In the end, it should all work out for this entrepreneur. His situation reminded me of a lesson I learned the hard way as an early-stage founder. When I’m doing something difficult, unforeseen events will cause things to take twice as long as I thought they would. Building in enough runway to support things taking twice as long should be part of my plan.

Ken Langone on Home Depot’s IPO

Yesterday I shared a key concept I took away from reading Home Depot cofounder Ken Langone’s book I Love Capitalism!: An American Story. Today I read a section where Langone shared the details of how he orchestrated Home Depot’s successful IPO in 1981. It was a tough environment in which to raise money from public-market investors. The economy was in a recession, inflation was through the roof, and interest rates were surging. But Home Depot was just a start-up and needed cash.

One week before the IPO date, bankers said they could fill only $3 million of the target $6 million the company needed to raise. Langone got to work and figured out a way to craft a creative deal and sell it to the existing investors (who ended up not being able to sell shares in the IPO). Everyone agreed to the new terms, and the company raised the $6 million it badly needed.

Langone’s reflection on this difficult situation stuck with me:

If there’s anything I would take a bow for throughout this whole process, it would be this: never giving up, and thinking creatively, instead of reactively, when the chips are down . . . . You get to enjoy lemonade instead of the lemons God gives you . . . .

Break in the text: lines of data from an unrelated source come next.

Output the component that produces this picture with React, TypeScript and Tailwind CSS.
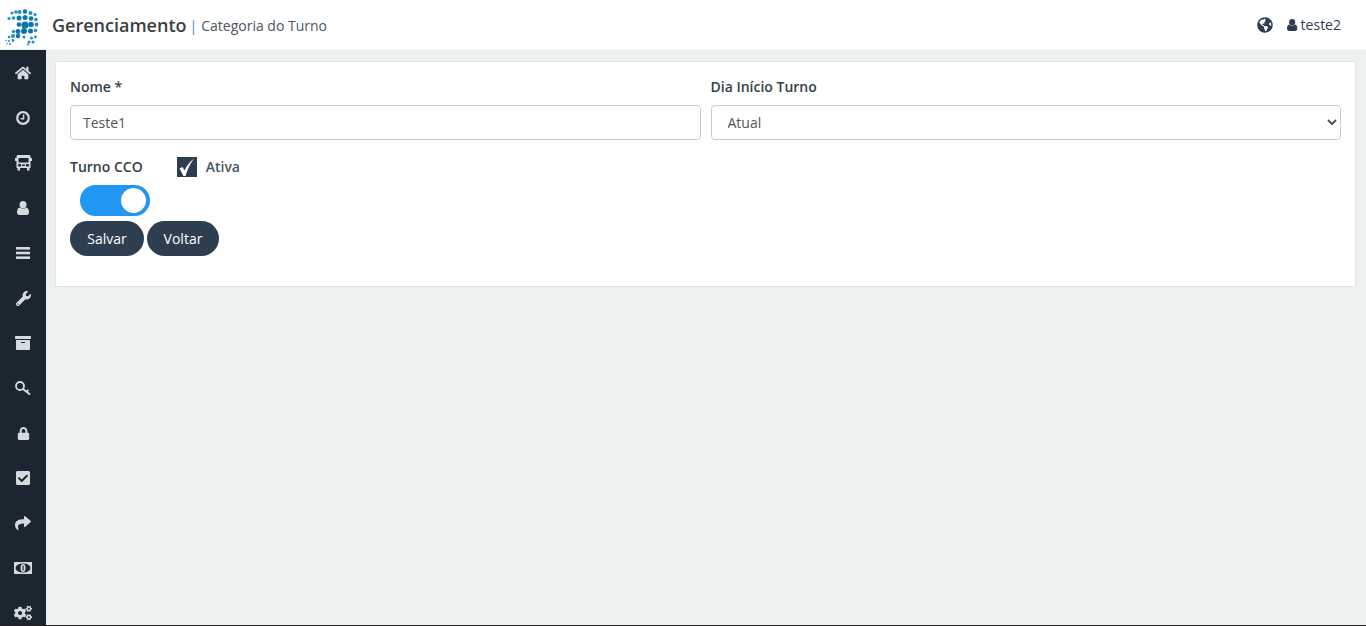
import React from 'react';
import { FaHome, FaWrench, FaArchive, FaLock, FaCheckSquare, FaShare, FaCogs, FaGlobeAmericas } from 'react-icons/fa';

function ClockIcon() {
  return (
    <svg width="14" height="14" viewBox="0 0 14 14">
      <circle cx="7" cy="7" r="5.8" fill="none" stroke="currentColor" strokeWidth="2.2" />
      <path d="M7.6 3.4V7.8H4.6" fill="none" stroke="currentColor" strokeWidth="1.4" />
    </svg>
  );
}

function BusIcon() {
  return (
    <svg width="17" height="16" viewBox="0 0 17 16">
      <path
        fillRule="evenodd"
        fill="currentColor"
        d="M3 0H14C15 0 15.500 .6 15.500 1.500V3H17V6H15.500V13H14.500V15.500H12V13H5V15.500H2.500V13H1.500V6H0V3H1.500V1.500C1.500 .6 2 0 3 0ZM3.500 3V7.500H13.500V3ZM3.200 9V11.500H6V9ZM11 9V11.500H13.800V9ZM7 9.500V11H10V9.500Z"
      />
    </svg>
  );
}

function UserIcon({ size = 14 }: { size?: number }) {
  return (
    <svg width={size * 0.86} height={size} viewBox="0 0 12 14">
      <ellipse cx="6" cy="3.700" rx="3.500" ry="3.700" fill="currentColor" />
      <path d="M2.500 6.500C3.500 8 8.500 8 9.500 6.500C11 7 12 8.500 12 11.500C12 13 11 14 9.800 14H2.200C1 14 0 13 0 11.500C0 8.500 1 7 2.500 6.500Z" fill="currentColor" />
    </svg>
  );
}

function BarsIcon() {
  return (
    <svg width="14" height="12" viewBox="0 0 14 12">
      <rect y="0" width="14" height="2.600" fill="currentColor" />
      <rect y="4.700" width="14" height="2.600" fill="currentColor" />
      <rect y="9.400" width="14" height="2.600" fill="currentColor" />
    </svg>
  );
}

function KeyIcon() {
  return (
    <svg width="16" height="15" viewBox="0 0 16 15">
      <circle cx="5" cy="5" r="4" fill="none" stroke="currentColor" strokeWidth="1.800" />
      <path d="M8 8L15 13.500M11.500 10.800L13.300 8.800" fill="none" stroke="currentColor" strokeWidth="2" />
    </svg>
  );
}

function MoneyIcon() {
  return (
    <svg width="18" height="12" viewBox="0 0 18 12">
      <rect width="18" height="12" fill="currentColor" />
      <ellipse cx="9" cy="6" rx="7.500" ry="4.500" fill="#1b2631" />
      <ellipse cx="9" cy="6" rx="2.500" ry="4" fill="currentColor" />
      <rect x="8.400" y="3.500" width="1.200" height="5" fill="#1b2631" />
    </svg>
  );
}

const menu = [
  <FaHome size={16} />,
  <ClockIcon />,
  <BusIcon />,
  <UserIcon size={14} />,
  <BarsIcon />,
  <FaWrench size={15} />,
  <FaArchive size={16} />,
  <KeyIcon />,
  <FaLock size={13} />,
  <FaCheckSquare size={16} />,
  <FaShare size={16} />,
  <MoneyIcon />,
  <FaCogs size={18} />,
];

// dots of the logo: x, y, radius
const dots = [
  [12, 13, 1.5], [16, 12, 1.8], [19.500, 12, 2], [25, 11.500, 2.200], [30.500, 13, 2], [35, 14.500, 1.600],
  [9, 18.500, 1.600], [13.500, 18, 1.800], [19, 18, 2.500], [25, 17.500, 2.500], [31, 18.500, 2.300], [36, 19.500, 1.800],
  [19, 24.500, 2.300], [25, 25, 3.600], [31, 24.500, 2.700], [36.500, 24.500, 1.900],
  [13.500, 31.500, 1.700], [18, 31.500, 2.400], [24, 31, 3], [30.500, 31, 2.500], [35.500, 30.500, 1.800],
  [9, 37, 1.300], [13, 36, 2], [18, 36, 2.200], [24, 37, 1.500], [31.500, 38, 1.600], [35.500, 37, 1.400],
  [6, 40.500, 0.800], [9, 41, 1.100], [13, 40.500, 1.400], [29, 42, 1.500], [33, 42, 1.500],
  [7, 43.500, 0.800], [10, 44, 0.900], [28, 44.500, 1.100],
];

function Logo() {
  return (
    <svg width="46" height="50" viewBox="0 0 46 50" className="shrink-0">
      {dots.map(([x, y, r], i) => (
        <circle key={i} cx={x} cy={y} r={r} fill={r > 2.1 ? '#0577a8' : '#1b93c4'} />
      ))}
    </svg>
  );
}

export default function App() {
  return (
    <div className="h-[626px] w-[1366px] overflow-hidden bg-[#ecf0f1] font-['Open_Sans',sans-serif] text-[14px] text-[#2c3e50]">
      <header className="flex h-[50px] items-center border-b border-[#eef1f2] bg-white pr-[25px]">
        <Logo />
        <span className="ml-[6px] text-[18px] font-semibold leading-none text-[#3a3f44]">Gerenciamento</span>
        <span className="ml-[3px] translate-y-[1px] text-[14px] leading-none text-[#3498db]">|</span>
        <span className="ml-[4px] translate-y-[1px] text-[14px] leading-none text-[#4a5560]">Categoria do Turno</span>
        <div className="ml-auto flex items-center">
          <FaGlobeAmericas size={16} className="text-[#2c3e50]" />
          <span className="ml-[14px]"><UserIcon size={12} /></span>
          <span className="ml-[3px] text-[14px]">teste2</span>
        </div>
      </header>

      <div className="flex h-[576px] border-b border-[#222]">
        <nav className="flex w-[46px] shrink-0 flex-col items-center gap-[15px] overflow-hidden bg-[#1b2631] pt-[8px]">
          {menu.map((icon, i) => (
            <div key={i} className="flex h-[30px] shrink-0 items-center justify-center text-[#d5dade]">
              {icon}
            </div>
          ))}
        </nav>

        <main className="flex-1 pl-[9px] pr-[10px] pt-[11px]">
          <div className="h-[226px] rounded-[2px] border border-[#e1e5e6] bg-white px-[14px] pt-[14px]">
            <div className="flex gap-[10px]">
              <div className="flex-1">
                <label className="block text-[14px] font-semibold leading-[22px] text-[#333f48]">Nome *</label>
                <input
                  defaultValue="Teste1"
                  className="mt-[7px] block h-[35px] w-full rounded-[4px] border border-[#ccc] bg-white px-3 text-[14px] text-[#555] outline-none"
                />
              </div>
              <div className="flex-1">
                <label className="block text-[14px] font-semibold leading-[22px] text-[#333f48]">Dia Início Turno</label>
                <select
                  defaultValue="Atual"
                  className="mt-[7px] block h-[35px] w-full rounded-[4px] border border-[#ccc] bg-white px-3 text-[14px] text-[#555] outline-none"
                >
                  <option>Atual</option>
                </select>
              </div>
            </div>

            <div className="mt-[17px] flex items-center">
              <span className="text-[14px] font-semibold leading-[20px] text-[#333f48]">Turno CCO</span>
              <div className="ml-[34px] flex h-[20px] w-[20px] items-center justify-center bg-[#2c3e50]">
                <svg width="20" height="20" viewBox="0 0 20 20">
                  <path d="M2.500 11.500L5.500 10L7.500 13.500C9.500 9 12.500 5 17 1.500C13.500 6.500 10.500 12 8.500 19H6.500Z" fill="#fff" />
                </svg>
              </div>
              <span className="ml-[9px] text-[14px] font-semibold leading-[20px] text-[#4a5560]">Ativa</span>
            </div>

            <div className="ml-[10px] mt-[8px] flex h-[31px] w-[70px] items-center justify-end rounded-full bg-[#2196f3] pr-[4px]">
              <div className="h-[25px] w-[25px] rounded-full bg-white" />
            </div>

            <div className="mt-[5px] flex gap-[3px]">
              <button className="h-[35px] w-[74px] rounded-full bg-[#2c3e50] text-[14px] text-white">Salvar</button>
              <button className="h-[35px] w-[72px] rounded-full bg-[#2c3e50] text-[14px] text-white">Voltar</button>
            </div>
          </div>
        </main>
      </div>
    </div>
  );
}
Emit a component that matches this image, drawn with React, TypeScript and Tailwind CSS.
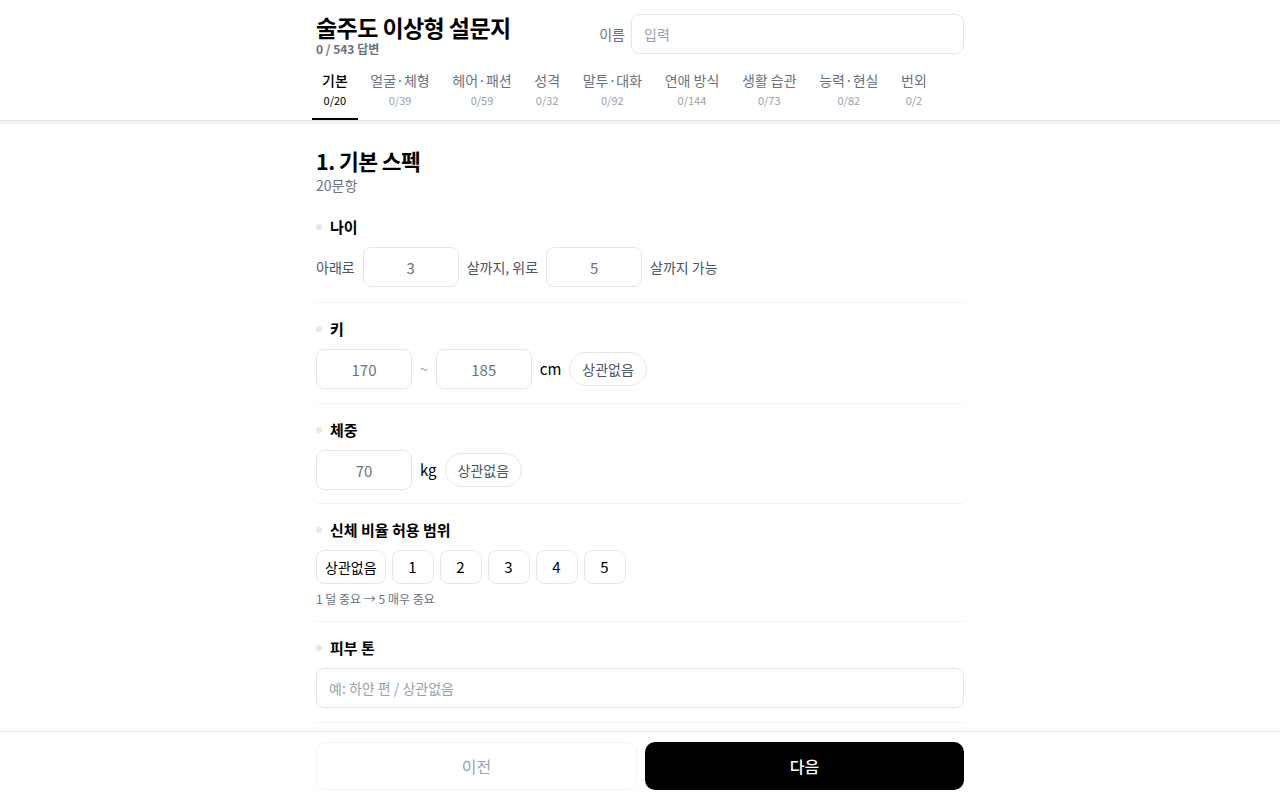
import { useState } from 'react'

// ---------------------------------------------------------------------------
// Data
// ---------------------------------------------------------------------------

const TABS = [
  { label: '기본', count: '0/20' },
  { label: '얼굴·체형', count: '0/39' },
  { label: '헤어·패션', count: '0/59' },
  { label: '성격', count: '0/32' },
  { label: '말투·대화', count: '0/92' },
  { label: '연애 방식', count: '0/144' },
  { label: '생활 습관', count: '0/73' },
  { label: '능력·현실', count: '0/82' },
  { label: '번외', count: '0/2' },
]

const FONT = "font-['Noto_Sans_CJK_KR','Noto_Sans',sans-serif]"

// ---------------------------------------------------------------------------
// Small pieces
// ---------------------------------------------------------------------------

function NumBox({ placeholder }: { placeholder: string }) {
  return (
    <input
      className="w-24 h-10 rounded-lg border border-gray-200 text-center text-[15px] text-gray-800 placeholder:text-gray-500 outline-none"
      placeholder={placeholder}
    />
  )
}

function QuestionTitle({ title }: { title: string }) {
  return (
    <div className="flex items-center gap-2 h-5 mb-2.5">
      <span className="w-1.5 h-1.5 rounded-full bg-gray-200" />
      <span className="text-[15px] font-bold text-black leading-5">{title}</span>
    </div>
  )
}

function Question({ title, children, pb = 'pb-[14px]' }: { title: string; children: React.ReactNode; pb?: string }) {
  return (
    <section className={`pt-4 ${pb} border-b border-gray-100`}>
      <QuestionTitle title={title} />
      {children}
    </section>
  )
}

function Pill() {
  return (
    <button className="h-[34px] px-3 rounded-full border border-gray-200 text-sm text-gray-600">
      상관없음
    </button>
  )
}

// ---------------------------------------------------------------------------
// Page
// ---------------------------------------------------------------------------

export default function App() {
  const [tab, setTab] = useState(0)

  return (
    <div className={`min-h-screen bg-white ${FONT}`}>
      {/* Header */}
      <header className="border-b border-gray-200 shadow-[0_3px_0_0_#f3f3f3] bg-white">
        <div className="max-w-[648px] mx-auto">
          <div className="flex items-start justify-between pt-[14px]">
            <div>
              <h1 className="text-[23px] font-bold tracking-tight text-black leading-[26px]">술주도 이상형 설문지</h1>
              <p className="text-xs font-bold text-gray-500 leading-4 mt-px">0 / 543 답변</p>
            </div>
            <div className="flex items-center gap-1.5">
              <span className="text-sm text-gray-500">이름</span>
              <input
                className="w-[333px] h-10 px-3 rounded-lg border border-gray-200 text-sm outline-none placeholder:text-gray-400"
                placeholder="입력"
              />
            </div>
          </div>

          {/* Tabs */}
          <nav className="flex gap-[2.6px] -ml-1 mt-[12px]">
            {TABS.map((t, i) => (
              <button
                key={t.label}
                onClick={() => setTab(i)}
                className={`flex flex-col items-center px-2.5 pt-[1px] pb-2.5 border-b-2 ${
                  i === tab ? 'border-black' : 'border-transparent'
                }`}
              >
                <span className={`text-sm leading-5 ${i === tab ? 'text-black font-medium' : 'text-gray-500'}`}>
                  {t.label}
                </span>
                <span className={`text-[11px] leading-4 mt-0.5 ${i === tab ? 'text-black' : 'text-gray-400'}`}>
                  {t.count}
                </span>
              </button>
            ))}
          </nav>
        </div>
      </header>

      {/* Body */}
      <main className="max-w-[648px] mx-auto pt-[26px] pb-28">
        <h2 className="text-[21.5px] font-bold text-black leading-7 tracking-tight">1. 기본 스펙</h2>
        <p className="text-sm text-gray-500 leading-5 mb-1.5">20문항</p>

        <Question title="나이" pb="pb-[15px]">
          <div className="flex items-center gap-2 text-sm text-gray-600">
            <span>아래로</span>
            <NumBox placeholder="3" />
            <span>살까지, 위로</span>
            <NumBox placeholder="5" />
            <span>살까지 가능</span>
          </div>
        </Question>

        <Question title="키">
          <div className="flex items-center gap-2 text-[15px]">
            <NumBox placeholder="170" />
            <span className="text-gray-400 text-sm">~</span>
            <NumBox placeholder="185" />
            <span className="text-black">cm</span>
            <Pill />
          </div>
        </Question>

        <Question title="체중" pb="pb-[13px]">
          <div className="flex items-center gap-2 text-[15px]">
            <NumBox placeholder="70" />
            <span className="text-black">kg</span>
            <Pill />
          </div>
        </Question>

        <section className="pt-4 pb-[14px] border-b border-gray-100">
          <QuestionTitle title="신체 비율 허용 범위" />
          <div className="flex gap-1.5">
            <button className="h-[34px] px-2 rounded-lg border border-gray-200 text-sm text-black">상관없음</button>
            {[1, 2, 3, 4, 5].map((n) => (
              <button key={n} className="w-[42px] h-[34px] rounded-lg border border-gray-200 text-[15px] text-black">
                {n}
              </button>
            ))}
          </div>
          <p className="text-xs text-gray-500 mt-[7px] leading-4">1 덜 중요 → 5 매우 중요</p>
        </section>

        <Question title="피부 톤">
          <input
            className="w-full h-10 px-3 rounded-lg border border-gray-200 text-sm outline-none placeholder:text-gray-400"
            placeholder="예: 하얀 편 / 상관없음"
          />
        </Question>
      </main>

      {/* Footer */}
      <footer className="fixed bottom-0 inset-x-0 bg-white border-t border-gray-200">
        <div className="max-w-[648px] mx-auto flex gap-2 py-2.5">
          <button className="flex-1 h-12 rounded-[10px] border border-gray-100 text-base text-gray-400">이전</button>
          <button className="flex-1 h-12 rounded-[10px] bg-black text-base font-medium text-white">다음</button>
        </div>
      </footer>
    </div>
  )
}
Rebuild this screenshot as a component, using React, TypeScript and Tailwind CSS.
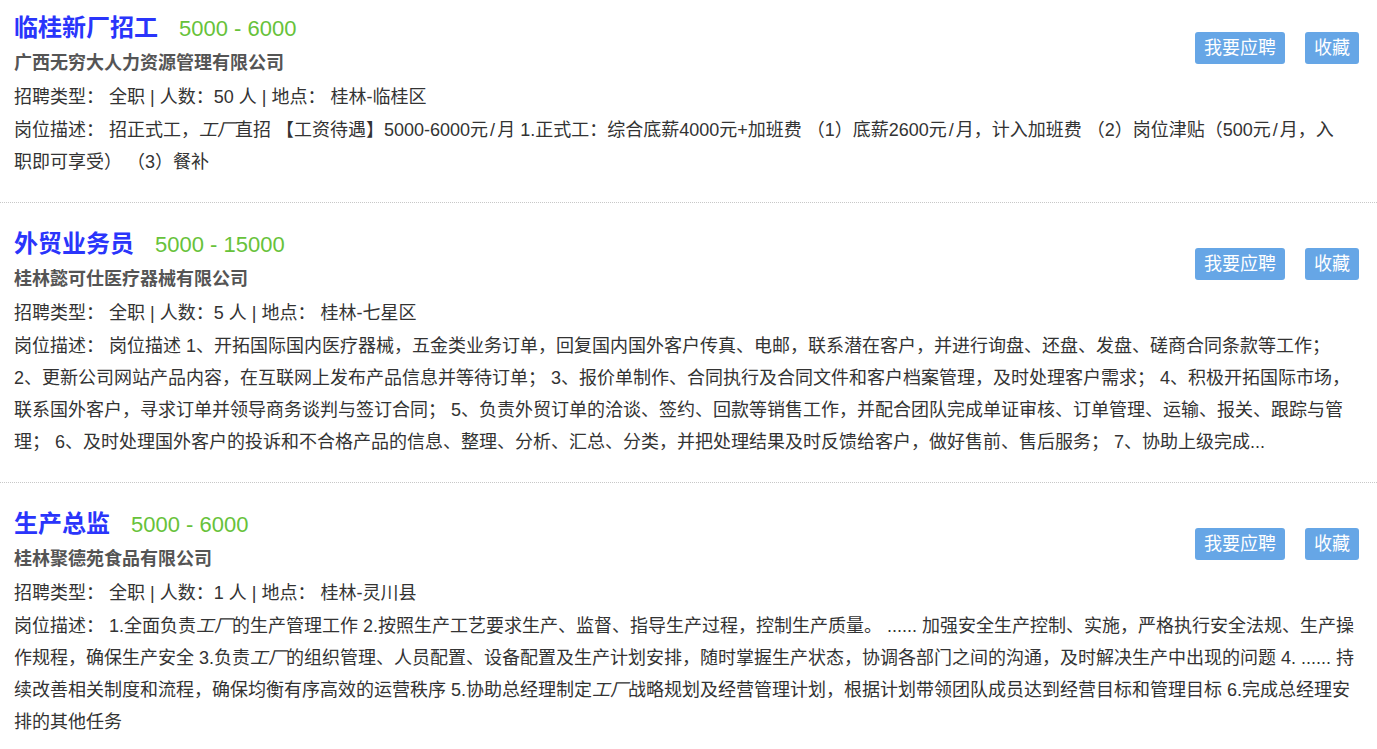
import React from 'react';

interface JobItem {
    title: string;
    salary: string;
    company: string;
    count: number;
    place: string;
    desc: React.ReactNode;
}

const Slash = () => <span className="px-[2px]">/</span>;

const jobs: JobItem[] = [
    {
        title: '临桂新厂招工',
        salary: '5000 - 6000',
        company: '广西无穷大人力资源管理有限公司',
        count: 50,
        place: '桂林-临桂区',
        desc: (
            <>
                招正式工，<em>工厂</em>直招 【工资待遇】5000-6000元<Slash />月 1.正式工：综合底薪4000元+加班费 （1）底薪2600元<Slash />月，计入加班费 （2）岗位津贴（500元<Slash />月，入职即可享受） （3）餐补
            </>
        )
    },
    {
        title: '外贸业务员',
        salary: '5000 - 15000',
        company: '桂林懿可仕医疗器械有限公司',
        count: 5,
        place: '桂林-七星区',
        desc: (
            <>
                岗位描述 1、开拓国际国内医疗器械，五金类业务订单，回复国内国外客户传真、电邮，联系潜在客户，并进行询盘、还盘、发盘、磋商合同条款等工作； 2、更新公司网站产品内容，在互联网上发布产品信息并等待订单； 3、报价单制作、合同执行及合同文件和客户档案管理，及时处理客户需求； 4、积极开拓国际市场，联系国外客户，寻求订单并领导商务谈判与签订合同； 5、负责外贸订单的洽谈、签约、回款等销售工作，并配合团队完成单证审核、订单管理、运输、报关、跟踪与管理； 6、及时处理国外客户的投诉和不合格产品的信息、整理、分析、汇总、分类，并把处理结果及时反馈给客户，做好售前、售后服务； 7、协助上级完成...
            </>
        )
    },
    {
        title: '生产总监',
        salary: '5000 - 6000',
        company: '桂林聚德苑食品有限公司',
        count: 1,
        place: '桂林-灵川县',
        desc: (
            <>
                1.全面负责<em>工厂</em>的生产管理工作 2.按照生产工艺要求生产、监督、指导生产过程，控制生产质量。 ...... 加强安全生产控制、实施，严格执行安全法规、生产操作规程，确保生产安全 3.负责<em>工厂</em>的组织管理、人员配置、设备配置及生产计划安排，随时掌握生产状态，协调各部门之间的沟通，及时解决生产中出现的问题 4. ...... 持续改善相关制度和流程，确保均衡有序高效的运营秩序 5.协助总经理制定<em>工厂</em>战略规划及经营管理计划，根据计划带领团队成员达到经营目标和管理目标 6.完成总经理安排的其他任务
            </>
        )
    }
];

export default function App() {
    return (
        <div
            className="min-h-screen bg-white text-[#333] text-[18px]"
            style={{ fontFamily: '"Liberation Sans", "Noto Sans CJK SC", sans-serif' }}
        >
            {jobs.map((job, i) => (
                <div
                    key={i}
                    className="px-[14px] pt-[23px] pb-[24px] border-b border-dotted border-[#c8c8c8] first:pt-[10px]"
                >
                    <div className="flex items-start justify-between pr-[4px]">
                        <div>
                            <div className="flex items-baseline h-[36px] leading-[36px]">
                                <span className="text-[24px] font-bold text-[#2a35fb]">{job.title}</span>
                                <span className="ml-[21px] text-[22px] text-[#67c23a]">{job.salary}</span>
                            </div>
                            <div className="h-[34px] leading-[34px] font-bold text-[#555]">{job.company}</div>
                        </div>
                        <div className="flex gap-5 mt-[22px]">
                            <button className="h-8 px-[9px] rounded-[3px] bg-[#66a6e6] text-white text-[18px]">
                                我要应聘
                            </button>
                            <button className="h-8 px-[9px] rounded-[3px] bg-[#66a6e6] text-white text-[18px]">
                                收藏
                            </button>
                        </div>
                    </div>
                    <div className="leading-[34px]">
                        招聘类型： 全职 | 人数：{job.count} 人 | 地点： 桂林-{job.place.replace('桂林-', '')}
                    </div>
                    <div className={i === 0 ? 'leading-[32px] pr-[16px]' : 'leading-[32px] pr-[4px]'}>
                        岗位描述： {job.desc}
                    </div>
                </div>
            ))}
        </div>
    );
}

Langone was in a tough spot. Home Depot cofounders, employees, and existing investors were all counting on him to remove the IPO roadblocks before the deadline. He was in a high-pressure situation, and he kept pushing. He focused on figuring out how to accomplish the goal given the hand they’d been dealt. His solution was unorthodox but ended up working. Absent Langone’s persistence and resourcefulness, Home Depot might not have gone public in 1981 or, worse, survived.